Showing posts with label Jogging. Show all posts
Showing posts with label Jogging. Show all posts

Tuesday, 19 February 2013

There is a place, not far from here, where the benches are wooden and yellow and the sun sets behind the trees quietly, like most other sunsets. The darkness isn't compelling and nothing about the place is intrusive.

The people there look through you and walk by because they are fighting with their own demons, or the lack of them, and don't really need to worry about why your eyes look swollen or why you have lost questionable amounts of weight in the days gone by. The couples there are fighting but their voices make no sound, it's like bubbles under water or fear that lets you scream in silence. 

Then you walk by and you break into a jog and before you know it you're running full pelt, the wind breaking against your face and your nose running diffidently. Then eventually you come to a point from where you started and you realize that you have gone around the scheme of things once and finally you don't feel better per se, but you definitely feel different and that's hardly a bad thing. 

Monday, 3 December 2012

The sea was washed away in the darkness. It was the thick, unshakable kind of darkness, where you open your eyes as wide as they’ll go to be able to see something.

The street lamps threw their dim yellow light in tight circles away from the shore. We ran under this light, fixing our gaze on a faraway defunct ship with a red light. That’s where we had to run to.

It was chilly in parts. Through those parts we ran faster, to get rid of the goose bumps. In some parts, we saw slivers of star light through the black blanket. It was amusing, as though the star was peeking out into the forbidden land.

By the time we got to the ship, we were out of breath. The darkness had lifted and we stood staring at the pink-blue sky, clutching our sides and panting.

We walked back in a begrudging manner. The sea had come out of its slumber. Somewhere behind us at the distance, the red blinking light on the ship was nowhere to be seen.
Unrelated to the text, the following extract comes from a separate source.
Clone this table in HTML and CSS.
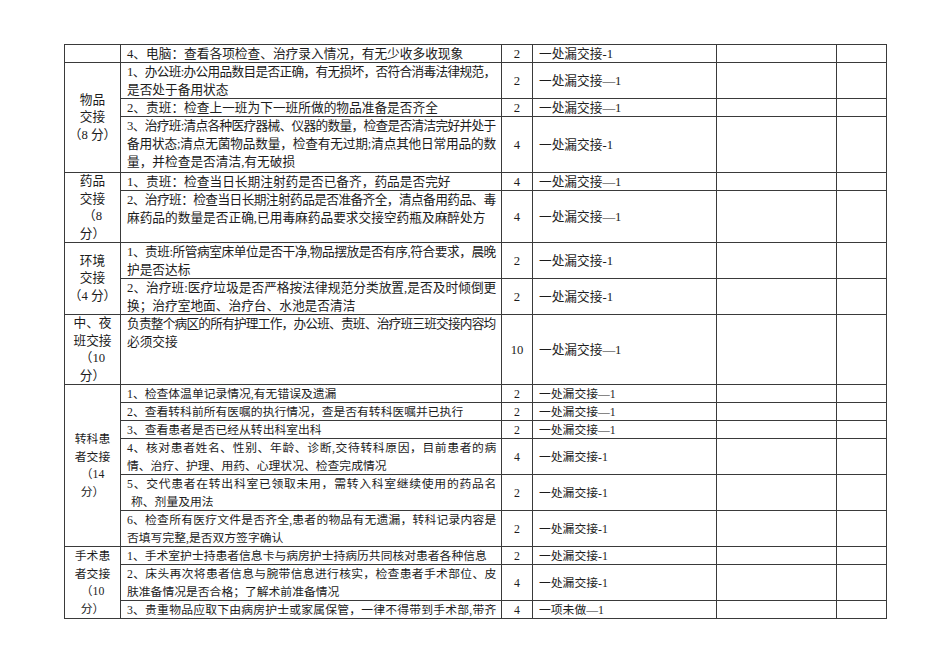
FILE: index.html
```html
<!DOCTYPE html>
<html lang="zh-CN">
<head>
<meta charset="utf-8">
<title>交接班考核表</title>
<link rel="stylesheet" href="styles.css">
</head>
<body>
<table class="sheet">
  <colgroup>
    <col class="c-cat">
    <col class="c-txt">
    <col class="c-sc">
    <col class="c-dd">
    <col class="c-e1">
    <col class="c-e2">
  </colgroup>
  <tbody>
    <tr class="h17">
      <td class="cat"></td>
      <td class="txt"><span class="ln">4、电脑：查看各项检查、治疗录入情况，有无少收多收现象</span></td>
      <td class="sc">2</td>
      <td class="dd">一处漏交接-1</td>
      <td></td><td></td>
    </tr>
    <tr class="h35">
      <td class="cat" rowspan="3"><span class="cl">物品</span><span class="cl">交接</span><span class="cl">（8 分）</span></td>
      <td class="txt"><span class="ln jl">1、办公班:办公用品数目是否正确，有无损坏，否符合消毒法律规范，</span><span class="ln">是否处于备用状态</span></td>
      <td class="sc">2</td>
      <td class="dd">一处漏交接—1</td>
      <td></td><td></td>
    </tr>
    <tr class="h17">
      <td class="txt"><span class="ln">2、责班：检查上一班为下一班所做的物品准备是否齐全</span></td>
      <td class="sc">2</td>
      <td class="dd">一处漏交接—1</td>
      <td></td><td></td>
    </tr>
    <tr class="h56">
      <td class="txt"><span class="ln jl">3、治疗班:清点各种医疗器械、仪器的数量，检查是否清洁完好并处于</span><span class="ln jl">备用状态;清点无菌物品数量，检查有无过期;清点其他日常用品的数</span><span class="ln">量，并检查是否清洁,有无破损</span></td>
      <td class="sc">4</td>
      <td class="dd">一处漏交接-1</td>
      <td></td><td></td>
    </tr>
    <tr class="h16">
      <td class="cat" rowspan="2"><span class="cl">药品</span><span class="cl">交接</span><span class="cl">（8</span><span class="cl">分）</span></td>
      <td class="txt"><span class="ln">1、责班：检查当日长期注射药是否已备齐，药品是否完好</span></td>
      <td class="sc">4</td>
      <td class="dd">一处漏交接—1</td>
      <td></td><td></td>
    </tr>
    <tr class="h51">
      <td class="txt"><span class="ln jl">2、治疗班：检查当日长期注射药品是否准备齐全，清点备用药品、毒</span><span class="ln">麻药品的数量是否正确,已用毒麻药品要求交接空药瓶及麻醉处方</span></td>
      <td class="sc">4</td>
      <td class="dd">一处漏交接—1</td>
      <td></td><td></td>
    </tr>
    <tr class="h34">
      <td class="cat" rowspan="2"><span class="cl">环境</span><span class="cl">交接</span><span class="cl">（4 分）</span></td>
      <td class="txt"><span class="ln jl">1、责班:所管病室床单位是否干净,物品摆放是否有序,符合要求，晨晚</span><span class="ln">护是否达标</span></td>
      <td class="sc">2</td>
      <td class="dd">一处漏交接-1</td>
      <td></td><td></td>
    </tr>
    <tr class="h35 soft">
      <td class="txt"><span class="ln jl">2、治疗班:医疗垃圾是否严格按法律规范分类放置,是否及时倾倒更</span><span class="ln">换；治疗室地面、治疗台、水池是否清洁</span></td>
      <td class="sc">2</td>
      <td class="dd">一处漏交接-1</td>
      <td></td><td></td>
    </tr>
    <tr class="h70">
      <td class="cat"><span class="cl">中、夜</span><span class="cl">班交接</span><span class="cl">（10</span><span class="cl">分）</span></td>
      <td class="txt"><span class="ln jl">负责整个病区的所有护理工作，办公班、责班、治疗班三班交接内容均</span><span class="ln">必须交接</span></td>
      <td class="sc">10</td>
      <td class="dd">一处漏交接—1</td>
      <td></td><td></td>
    </tr>
    <tr class="h17 sm">
      <td class="cat" rowspan="6"><span class="cl">转科患</span><span class="cl">者交接</span><span class="cl">（14</span><span class="cl">分）</span></td>
      <td class="txt"><span class="ln">1、检查体温单记录情况,有无错误及遗漏</span></td>
      <td class="sc">2</td>
      <td class="dd">一处漏交接—1</td>
      <td></td><td></td>
    </tr>
    <tr class="h17 sm soft">
      <td class="txt"><span class="ln">2、查看转科前所有医嘱的执行情况，查是否有转科医嘱并已执行</span></td>
      <td class="sc">2</td>
      <td class="dd">一处漏交接—1</td>
      <td></td><td></td>
    </tr>
    <tr class="h16 sm soft">
      <td class="txt"><span class="ln">3、查看患者是否已经从转出科室出科</span></td>
      <td class="sc">2</td>
      <td class="dd">一处漏交接—1</td>
      <td></td><td></td>
    </tr>
    <tr class="h34 sm">
      <td class="txt"><span class="ln jl">4、核对患者姓名、性别、年龄、诊断,交待转科原因，目前患者的病</span><span class="ln">情、治疗、护理、用药、心理状况、检查完成情况</span></td>
      <td class="sc">4</td>
      <td class="dd">一处漏交接-1</td>
      <td></td><td></td>
    </tr>
    <tr class="h34 sm soft">
      <td class="txt"><span class="ln jl">5、交代患者在转出科室已领取未用，需转入科室继续使用的药品名</span><span class="ln ind">称、剂量及用法</span></td>
      <td class="sc">2</td>
      <td class="dd">一处漏交接-1</td>
      <td></td><td></td>
    </tr>
    <tr class="h36 sm">
      <td class="txt"><span class="ln jl">6、检查所有医疗文件是否齐全,患者的物品有无遗漏，转科记录内容是</span><span class="ln">否填写完整,是否双方签字确认</span></td>
      <td class="sc">2</td>
      <td class="dd">一处漏交接-1</td>
      <td></td><td></td>
    </tr>
    <tr class="h16 sm">
      <td class="cat" rowspan="3"><span class="cl">手术患</span><span class="cl">者交接</span><span class="cl">（10</span><span class="cl">分）</span></td>
      <td class="txt"><span class="ln">1、手术室护士持患者信息卡与病房护士持病历共同核对患者各种信息</span></td>
      <td class="sc">2</td>
      <td class="dd">一处漏交接-1</td>
      <td></td><td></td>
    </tr>
    <tr class="h35 sm">
      <td class="txt"><span class="ln jl">2、床头再次将患者信息与腕带信息进行核实，检查患者手术部位、皮</span><span class="ln">肤准备情况是否合格；了解术前准备情况</span></td>
      <td class="sc">4</td>
      <td class="dd">一处漏交接-1</td>
      <td></td><td></td>
    </tr>
    <tr class="h17 sm">
      <td class="txt"><span class="ln jl">3、贵重物品应取下由病房护士或家属保管，一律不得带到手术部,带齐</span></td>
      <td class="sc">4</td>
      <td class="dd">一项未做—1</td>
      <td></td><td></td>
    </tr>
  </tbody>
</table>
</body>
</html>
```
FILE: styles.css
```css
html, body {
  margin: 0;
  background: #ffffff;
}
body {
  padding: 44px 0 0 64px;
  font-family: "Liberation Serif", "Noto Sans CJK SC", serif;
  font-size: 12.7px;
  color: #1c1c1c;
}
.sheet {
  border-collapse: collapse;
  table-layout: fixed;
  width: 823px;
}
.c-cat { width: 56px; }
.c-txt { width: 381px; }
.c-sc { width: 31px; }
.c-dd { width: 184px; }
.c-e1 { width: 120px; }
.c-e2 { width: 50px; }

.sheet td {
  border: 1px solid #3a3a3a;
  padding: 0;
  line-height: 12px;
  vertical-align: middle;
  white-space: nowrap;
}
.sheet tr.sm td {
  font-size: 11.8px;
}
.sheet td.cat {
  text-align: center;
  padding: 0 1px;
}
.cl {
  display: block;
  height: 17.5px;
  line-height: 17.5px;
}
.cl:last-child {
  height: 16.5px;
}
.sheet td.txt {
  vertical-align: top;
  padding: 0 6px;
}
.ln {
  display: block;
  height: 18px;
  line-height: 18px;
}
.ln:last-child {
  height: 17px;
}
.jl {
  letter-spacing: -1.3px;
  text-align: justify;
  text-align-last: justify;
}
.ind {
  padding-left: 4px;
}
.sheet td.sc {
  text-align: center;
}
.sheet td.dd {
  padding-left: 6px;
}
.soft td {
  border-top: 1px solid #8a8a8a;
}

.h16 { height: 16px; }
.h17 { height: 17px; }
.h34 { height: 34px; }
.h35 { height: 35px; }
.h36 { height: 36px; }
.h51 { height: 51px; }
.h56 { height: 56px; }
.h70 { height: 70px; }
```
Wednesday, 7 November 2012

The destination is always changing.

First it’s a lamppost, then it’s a tree, then it’s the milkman who stands by his cycle. There are no sounds at that time of the day. Not even birds, or crickets or whatever else people assume can be heard in the wee morning hours. There’s only the sound of my wheezing breath; like that of a dying person. When I hold my breath, I can hear my feet hitting the ground in a clumsy fashion.

Pat and Pat and Pat.

I count backwards from hundred, then from two hundred and then from five hundred. I try singing songs in my head, like a mental radio. I sound horrible even in the privacy of my mind where there is no audience. I try shutting my eyes because perhaps the dark endless road will create some kind of an illusion and motivate me into moving further down.

In the end, we make it. The wheezing doesn’t go away for a while. It walks back with me, like a critical friend, make silent remarks on my lack of fitness.